Step Five: Reference Checks
Request references from companies offering your preferred terms. Contact at least 3 existing clients.
Ask detailed questions about their experience. Be particularly interested in how the provider handled problems or unusual situations.
Step Six: Decision and Agreement
Choose the provider offering the best combination of terms, service quality, and cultural fit.
Review the facility agreement carefully before signing. Ensure you understand all terms. Negotiate any terms that do not suit your needs.
Using Funding Search to Find Factoring Companies
Finding the right factoring company from hundreds of options is challenging. Funding Search simplifies this process.

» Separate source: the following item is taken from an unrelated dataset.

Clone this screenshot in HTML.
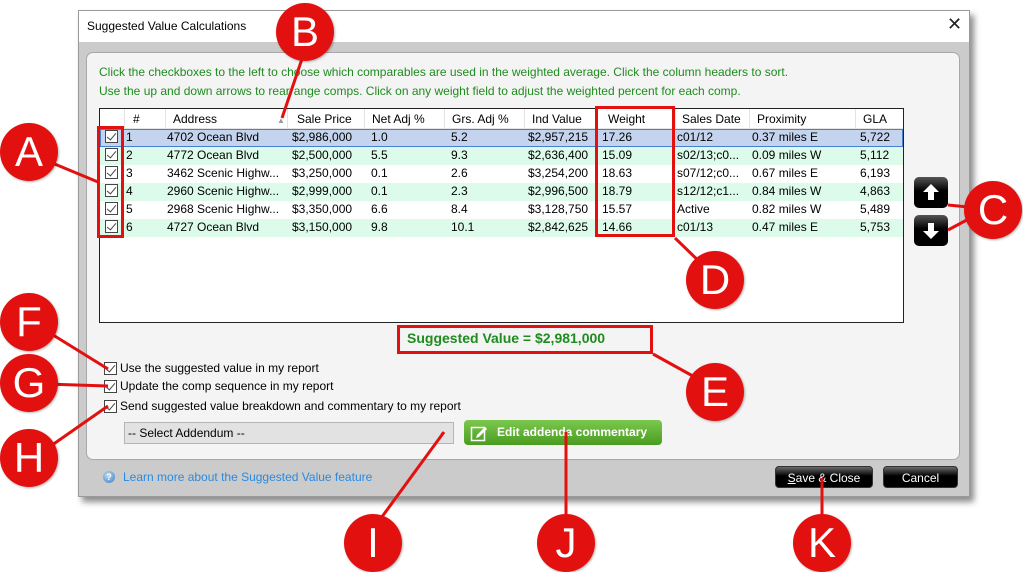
<!DOCTYPE html>
<html><head><meta charset="utf-8"><style>
*{margin:0;padding:0;box-sizing:border-box}
body{width:1023px;height:571px;background:#fff;position:relative;overflow:hidden;font-family:"Liberation Sans","DejaVu Sans",sans-serif;font-size:12px;color:#000}
.a{position:absolute}
.win{left:78px;top:10px;width:892px;height:487px;background:#cbcbcb;border:1px solid #9a9a9a;box-shadow:4px 5px 6px rgba(0,0,0,.45)}
.title{left:0;top:0;width:890px;height:31px;background:#fff}
.panel{left:7px;top:41px;width:874px;height:408px;background:#f4f4f4;border:1px solid #a8a8a8;border-radius:7px}
.g{color:#1e8c1e;font-size:12px}
.tbl{left:99px;top:108px;width:805px;height:215px;background:#fff;border:1px solid #222}
.row{position:absolute;left:0;width:803px;height:18px;font-size:12px;line-height:18px}
.row span,.hd span{position:absolute;white-space:nowrap}
.hd{position:absolute;left:0;top:0;width:803px;height:20px;line-height:20px;border-bottom:1px solid #e4e4e4}
.sep{position:absolute;top:0;width:1px;height:20px;background:#e4e4e4}
.cb{position:absolute;width:13px;height:13px;border:1px solid #444;background:#fff}
.cb::after{content:"";position:absolute;left:3px;top:0px;width:4px;height:8px;border-right:1.5px solid #444;border-bottom:1.5px solid #444;transform:rotate(40deg)}
.circ{position:absolute;width:58px;height:58px;border-radius:50%;background:#e31010;color:#fff;font-size:42px;line-height:58px;text-align:center;font-family:"Liberation Sans",sans-serif;box-shadow:1px 1px 2px rgba(0,0,0,.3)}
.btn{position:absolute;height:22px;border-radius:4px;background:linear-gradient(#6a6a6a,#000 45%,#000);color:#fff;text-align:center;line-height:22px;font-size:12px;border:1px solid #333}
.arrowbtn{position:absolute;width:34px;height:31px;border-radius:5px;background:linear-gradient(#555,#000 45%,#000)}
</style></head><body>
<svg class="a" style="left:0;top:0" width="1023" height="571">
</svg>
<div class="a win">
 <div class="a title"><div class="a" style="left:8px;top:8px;font-size:12px">Suggested Value Calculations</div><div class="a" style="left:868px;top:3px;font-size:18px;color:#222">✕</div></div>
 <div class="a panel"></div>
</div>
<div class="a g" style="left:99px;top:65px">Click the checkboxes to the left to choose which comparables are used in the weighted average. Click the column headers to sort.</div>
<div class="a g" style="left:99px;top:84px">Use the up and down arrows to rearrange comps. Click on any weight field to adjust the weighted percent for each comp.</div>
<div class="a tbl">
 <div class="hd">
  <div class="sep" style="left:24px"></div><div class="sep" style="left:65px"></div><div class="sep" style="left:187px"></div><div class="sep" style="left:264px"></div><div class="sep" style="left:344px"></div><div class="sep" style="left:424px"></div><div class="sep" style="left:497px"></div><div class="sep" style="left:575px"></div><div class="sep" style="left:649px"></div><div class="sep" style="left:755px"></div>
  <span style="left:33px">#</span><span style="left:73px">Address</span><span style="left:177px;top:2px;font-size:8px;color:#999">▲</span><span style="left:197px">Sale Price</span><span style="left:272px">Net Adj %</span><span style="left:352px">Grs. Adj %</span><span style="left:432px">Ind Value</span><span style="left:508px">Weight</span><span style="left:582px">Sales Date</span><span style="left:657px">Proximity</span><span style="left:763px">GLA</span>
 </div>
 <div class="row" style="top:20px;background:#c4d3ee;border:1px solid #4a7fd0"></div>
 <div class="row" style="top:38px;background:#dcfbeb"></div>
 <div class="row" style="top:74px;background:#dcfbeb"></div>
 <div class="row" style="top:110px;background:#dcfbeb"></div>
 <div id="rows"></div>
</div>
<script></script>
<div class="a" style="left:99px;top:128px;width:805px">
 <div class="row" style="top:0"><div class="cb" style="left:6px;top:2px"></div><span style="left:27px">1</span><span style="left:68px">4702 Ocean Blvd</span><span style="left:193px">$2,986,000</span><span style="left:272px">1.0</span><span style="left:352px">5.2</span><span style="left:429px">$2,957,215</span><span style="left:503px">17.26</span><span style="left:578px">c01/12</span><span style="left:653px">0.37 miles E</span><span style="left:761px">5,722</span></div>
 <div class="row" style="top:18px"><div class="cb" style="left:6px;top:2px"></div><span style="left:27px">2</span><span style="left:68px">4772 Ocean Blvd</span><span style="left:193px">$2,500,000</span><span style="left:272px">5.5</span><span style="left:352px">9.3</span><span style="left:429px">$2,636,400</span><span style="left:503px">15.09</span><span style="left:578px">s02/13;c0...</span><span style="left:653px">0.09 miles W</span><span style="left:761px">5,112</span></div>
 <div class="row" style="top:36px"><div class="cb" style="left:6px;top:2px"></div><span style="left:27px">3</span><span style="left:68px">3462 Scenic Highw...</span><span style="left:193px">$3,250,000</span><span style="left:272px">0.1</span><span style="left:352px">2.6</span><span style="left:429px">$3,254,200</span><span style="left:503px">18.63</span><span style="left:578px">s07/12;c0...</span><span style="left:653px">0.67 miles E</span><span style="left:761px">6,193</span></div>
 <div class="row" style="top:54px"><div class="cb" style="left:6px;top:2px"></div><span style="left:27px">4</span><span style="left:68px">2960 Scenic Highw...</span><span style="left:193px">$2,999,000</span><span style="left:272px">0.1</span><span style="left:352px">2.3</span><span style="left:429px">$2,996,500</span><span style="left:503px">18.79</span><span style="left:578px">s12/12;c1...</span><span style="left:653px">0.84 miles W</span><span style="left:761px">4,863</span></div>
 <div class="row" style="top:72px"><div class="cb" style="left:6px;top:2px"></div><span style="left:27px">5</span><span style="left:68px">2968 Scenic Highw...</span><span style="left:193px">$3,350,000</span><span style="left:272px">6.6</span><span style="left:352px">8.4</span><span style="left:429px">$3,128,750</span><span style="left:503px">15.57</span><span style="left:578px">Active</span><span style="left:653px">0.82 miles W</span><span style="left:761px">5,489</span></div>
 <div class="row" style="top:90px"><div class="cb" style="left:6px;top:2px"></div><span style="left:27px">6</span><span style="left:68px">4727 Ocean Blvd</span><span style="left:193px">$3,150,000</span><span style="left:272px">9.8</span><span style="left:352px">10.1</span><span style="left:429px">$2,842,625</span><span style="left:503px">14.66</span><span style="left:578px">c01/13</span><span style="left:653px">0.47 miles E</span><span style="left:761px">5,753</span></div>
</div>
<!-- red boxes -->
<div class="a" style="left:97px;top:126px;width:27px;height:112px;border:3px solid #e31010"></div>
<div class="a" style="left:595px;top:106px;width:80px;height:131px;border:3px solid #e31010"></div>
<div class="a" style="left:397px;top:325px;width:256px;height:29px;border:3px solid #e31010"></div>
<div class="a" style="left:407px;top:330px;font-size:14px;font-weight:bold;color:#1e8c1e">Suggested Value = $2,981,000</div>
<!-- arrow buttons -->
<div class="arrowbtn" style="left:914px;top:177px"><svg width="34" height="31"><path d="M17 7 L25 15 L20 15 L20 23 L14 23 L14 15 L9 15Z" fill="#fff"/></svg></div>
<div class="arrowbtn" style="left:914px;top:215px"><svg width="34" height="31"><path d="M17 24 L25 16 L20 16 L20 8 L14 8 L14 16 L9 16Z" fill="#fff"/></svg></div>
<!-- options -->
<div class="cb" style="left:104px;top:362px"></div><div class="a" style="left:120px;top:361px">Use the suggested value in my report</div>
<div class="cb" style="left:104px;top:380px"></div><div class="a" style="left:120px;top:379px">Update the comp sequence in my report</div>
<div class="cb" style="left:104px;top:400px"></div><div class="a" style="left:120px;top:399px">Send suggested value breakdown and commentary to my report</div>
<div class="a" style="left:124px;top:422px;width:330px;height:22px;background:#e2e2e2;border:1px solid #b5b5b5;line-height:20px;padding-left:3px">-- Select Addendum --<span style="position:absolute;right:6px;top:0;color:#666;font-size:10px">⌄</span></div>
<div class="a" style="left:464px;top:420px;width:198px;height:25px;border-radius:4px;background:linear-gradient(#7cc84f,#4a9c20);color:#fff;font-weight:bold;line-height:25px;padding-left:33px">Edit addenda commentary
 <svg style="position:absolute;left:6px;top:4px" width="18" height="18"><rect x="1.5" y="3.5" width="13" height="13" fill="none" stroke="#fff" stroke-width="1.5"/><path d="M7 11 L15 3 L17 5 L9 13 L6 14Z" fill="#fff"/></svg></div>
<div class="a" style="left:103px;top:471px;width:12px;height:12px;border-radius:50%;background:radial-gradient(circle at 40% 35%,#bde,#3a78c8);color:#fff;font-size:9px;line-height:12px;text-align:center;font-weight:bold">?</div>
<div class="a" style="left:123px;top:470px;color:#2a8ae0">Learn more about the Suggested Value feature</div>
<div class="btn" style="left:775px;top:466px;width:98px"><u>S</u>ave &amp; Close</div>
<div class="btn" style="left:883px;top:466px;width:75px">Cancel</div>
<!-- leader lines -->
<svg class="a" style="left:0;top:0" width="1023" height="571">
<g stroke="#e31010" stroke-width="3" fill="none">
<line x1="45" y1="160" x2="98" y2="182"/>
<line x1="305" y1="50" x2="282" y2="118"/>
<line x1="948" y1="205" x2="978" y2="208"/>
<line x1="948" y1="230" x2="978" y2="214"/>
<line x1="675" y1="238" x2="708" y2="270"/>
<line x1="653" y1="354" x2="700" y2="380"/>
<line x1="45" y1="330" x2="108" y2="369"/>
<line x1="45" y1="384" x2="108" y2="386"/>
<line x1="45" y1="450" x2="108" y2="406"/>
<line x1="376" y1="525" x2="444" y2="432"/>
<line x1="566" y1="525" x2="566" y2="432"/>
<line x1="822" y1="525" x2="822" y2="478"/>
</g></svg>
<div class="circ" style="left:0px;top:123px">A</div>
<div class="circ" style="left:276px;top:3px">B</div>
<div class="circ" style="left:964px;top:181px">C</div>
<div class="circ" style="left:686px;top:251px">D</div>
<div class="circ" style="left:686px;top:363px">E</div>
<div class="circ" style="left:0px;top:293px">F</div>
<div class="circ" style="left:0px;top:354px">G</div>
<div class="circ" style="left:0px;top:429px">H</div>
<div class="circ" style="left:344px;top:514px">I</div>
<div class="circ" style="left:537px;top:514px">J</div>
<div class="circ" style="left:793px;top:514px">K</div>
</body></html>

Funding Search matches your business with appropriate factoring providers. You complete a single application. Funding Search identifies providers most likely to approve your application and offer competitive terms.
Rather than approaching multiple providers independently, Funding Search presents you with pre-qualified matches. Each matched provider has experience with businesses like yours.
Using Funding Search saves time, improves your options, and increases the likelihood of securing favorable terms.
Conclusion
Invoice factoring companies offer valuable solutions to UK business cash flow challenges. The UK market includes numerous quality providers with different specialisms and approaches.
Choosing the right factoring company requires evaluating advance rates, fees, services, stability, and customer service. Taking time to evaluate options carefully ensures you find a provider delivering genuine value.
The factoring company you choose should understand your sector, offer transparent terms, provide responsive service, and deliver reliable funding when you need it.
By following the evaluation process outlined in this guide, you will identify a factoring company that transforms your business cash flow. Better cash flow enables growth, improves profitability, and provides the flexibility to capitalise on opportunities.